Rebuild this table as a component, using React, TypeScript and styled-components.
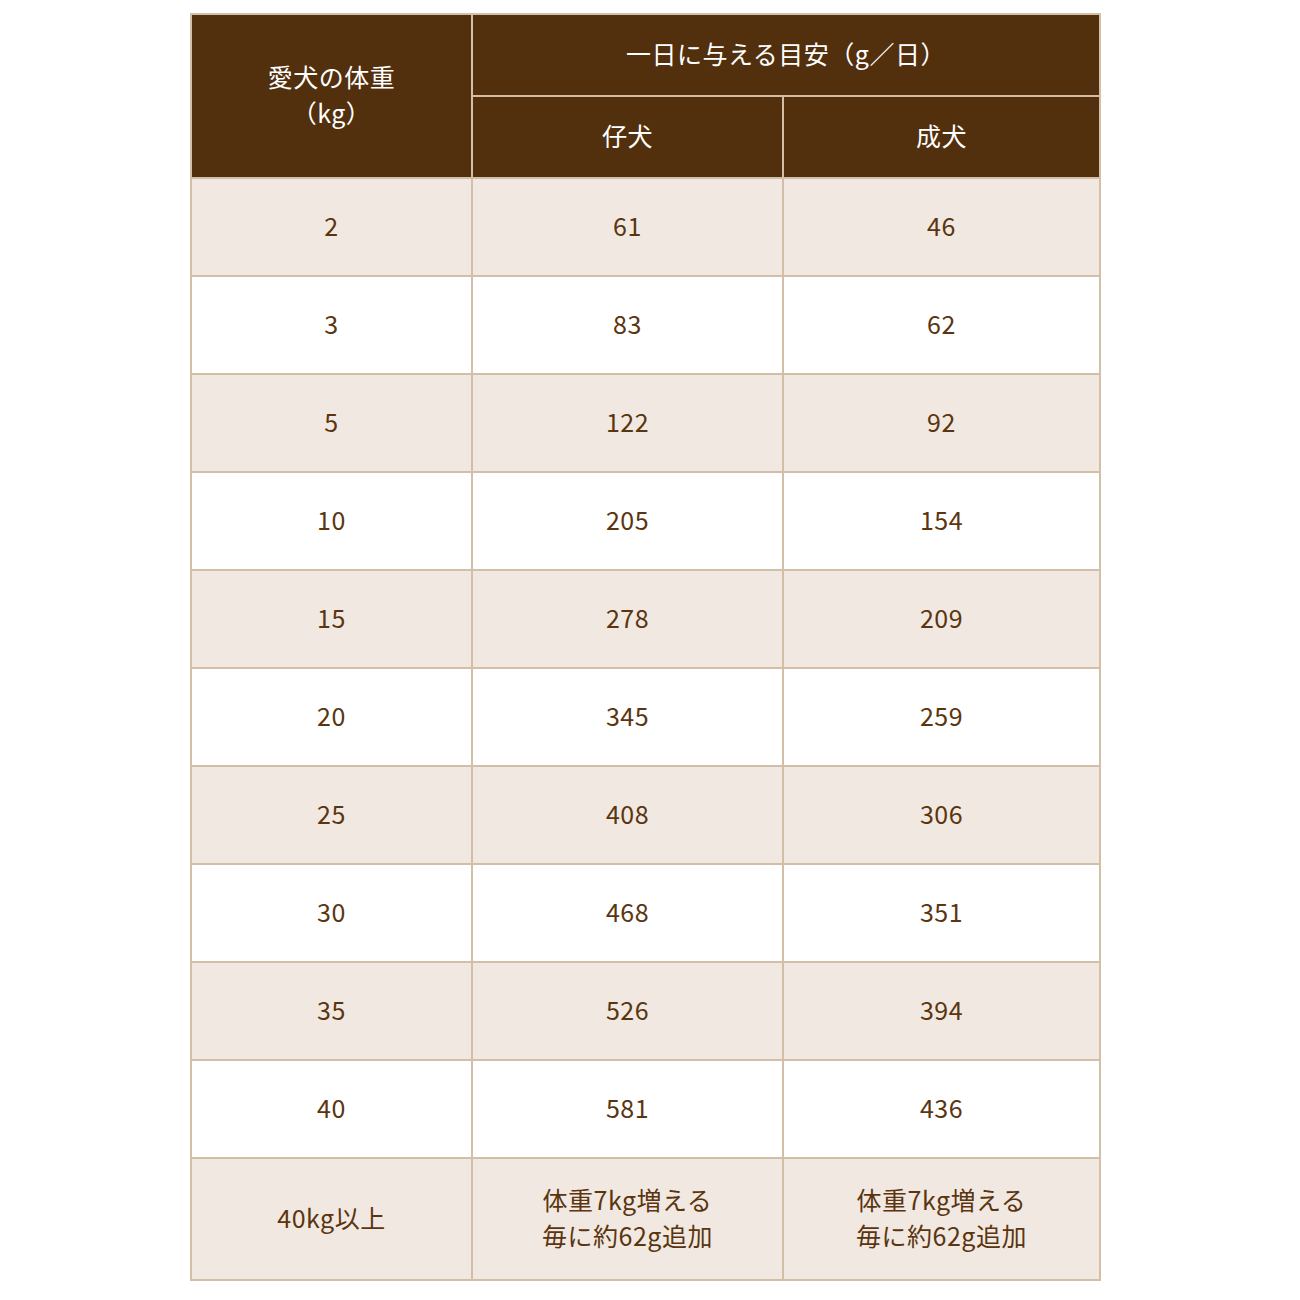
import styled, { createGlobalStyle } from 'styled-components'

const GlobalStyle = createGlobalStyle`
  html, body {
    margin: 0;
    padding: 0;
    background: #ffffff;
  }
  body {
    font-family: "Noto Sans CJK JP", "Noto Sans", sans-serif;
  }
`

const Page = styled.div`
  padding: 13px 0 0 190px;
`

const Table = styled.table`
  border-collapse: separate;
  border-spacing: 0;
  width: 911px;
  table-layout: fixed;
  border-top: 2px solid #d3bfa7;
  border-left: 2px solid #d3bfa7;
  font-size: 25px;
  letter-spacing: 0.02em;
`

const HeadCell = styled.th<{ $h?: number }>`
  box-sizing: border-box;
  background: #52300e;
  color: #ffffff;
  font-weight: 400;
  text-align: center;
  vertical-align: middle;
  height: ${p => p.$h ?? 82}px;
  padding: 0 0 5px;
  border-right: 2px solid #d3bfa7;
  border-bottom: 2px solid #d3bfa7;
  line-height: 36px;
`

const Row = styled.tr<{ $alt: boolean }>`
  background: ${p => (p.$alt ? '#f1e9e1' : '#ffffff')};
`

const Cell = styled.td<{ $h?: number }>`
  box-sizing: border-box;
  color: #5a3510;
  text-align: center;
  vertical-align: middle;
  height: ${p => p.$h ?? 98}px;
  padding: 0 0 5px;
  border-right: 2px solid #d3bfa7;
  border-bottom: 2px solid #d3bfa7;
  line-height: 36px;
`

const rows: [string, string, string][] = [
  ['2', '61', '46'],
  ['3', '83', '62'],
  ['5', '122', '92'],
  ['10', '205', '154'],
  ['15', '278', '209'],
  ['20', '345', '259'],
  ['25', '408', '306'],
  ['30', '468', '351'],
  ['35', '526', '394'],
  ['40', '581', '436'],
]

export default function App() {
  return (
    <Page>
      <GlobalStyle />
      <Table>
        <colgroup>
          <col style={{ width: 281 }} />
          <col style={{ width: 311 }} />
          <col />
        </colgroup>
        <thead>
          <tr>
            <HeadCell rowSpan={2}>
              愛犬の体重
              <br />
              （kg）
            </HeadCell>
            <HeadCell colSpan={2}>一日に与える目安（g／日）</HeadCell>
          </tr>
          <tr>
            <HeadCell>仔犬</HeadCell>
            <HeadCell>成犬</HeadCell>
          </tr>
        </thead>
        <tbody>
          {rows.map((r, i) => (
            <Row key={r[0]} $alt={i % 2 === 0}>
              <Cell>{r[0]}</Cell>
              <Cell>{r[1]}</Cell>
              <Cell>{r[2]}</Cell>
            </Row>
          ))}
          <Row $alt>
            <Cell $h={122}>40kg以上</Cell>
            <Cell $h={122}>
              体重7kg増える
              <br />
              毎に約62g追加
            </Cell>
            <Cell $h={122}>
              体重7kg増える
              <br />
              毎に約62g追加
            </Cell>
          </Row>
        </tbody>
      </Table>
    </Page>
  )
}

#### [Task requirements]
For each line in the data above that contains the string "components", extract the line.

#### [Solution for this problem]
Rebuild this table as a component, using React, TypeScript and styled-components.
import styled, { createGlobalStyle } from 'styled-components'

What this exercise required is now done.